François Hollande a choisi
En attendant (peut-être) des jours plus sombres, Mezetulle se fait plaisir avec la technique bien connue de la citation choisie et de la lecture au pochoir : je ne veux voir pour le moment que ce qui m'arrange ! Le discours d'hommage rendu par François Hollande à Jules Ferry le 15 mai s'y prête assez bien.

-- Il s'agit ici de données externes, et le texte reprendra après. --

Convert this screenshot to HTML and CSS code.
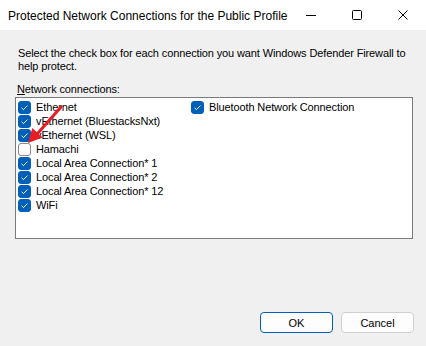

On peut toujours faire la fine bouche ; c'est vrai qu'on aurait préféré un hommage à Condorcet, véritable inventeur de l'instruction publique, mais F. Hollande s'est d'emblée expliqué sur le choix d'un législateur dont l'oeuvre fut votée et réalisée. Et le point épineux de la formation des maîtres permet de craindre le pire (je veux dire le rétablissement pur et simple des IUFM), mais rien que l'emploi du mot maître en meilleure place que dans le titre trompeur de ces instituts et de manière réitérée y apporte un certain correctif. Sans parler de cette superbe déclaration qui, si je comprends bien, en proclamant la liberté pédagogique du maître, devrait faire obstacle à toute pédagogie officielle dans les écoles de la République. On la trouve à 10 minutes 48 dans la vidéo diffusée par le site de l'Elysée (c'est moi qui souligne - lien vers la vidéo à la fin de l'article) :
Certes depuis Jules Ferry, tant de choses ont changé ; la société n'est plus la même, les conditions de l'enseignement non plus, mais les principes, eux, demeurent. Les conditions de travail de l'enseignant, les comportements des élèves, l'irruption de la technologie numérique dans nos vies dans nos classes, tout cela bouleverse ; la pédagogie, les manières d'apprendre, mais une chose est pérenne, une chose est éternelle : si le savoir n'est pas le monopole du maître, celui-ci - le maître, le professeur, l'enseignant - doit garder la responsabilité d'en ordonner le sens.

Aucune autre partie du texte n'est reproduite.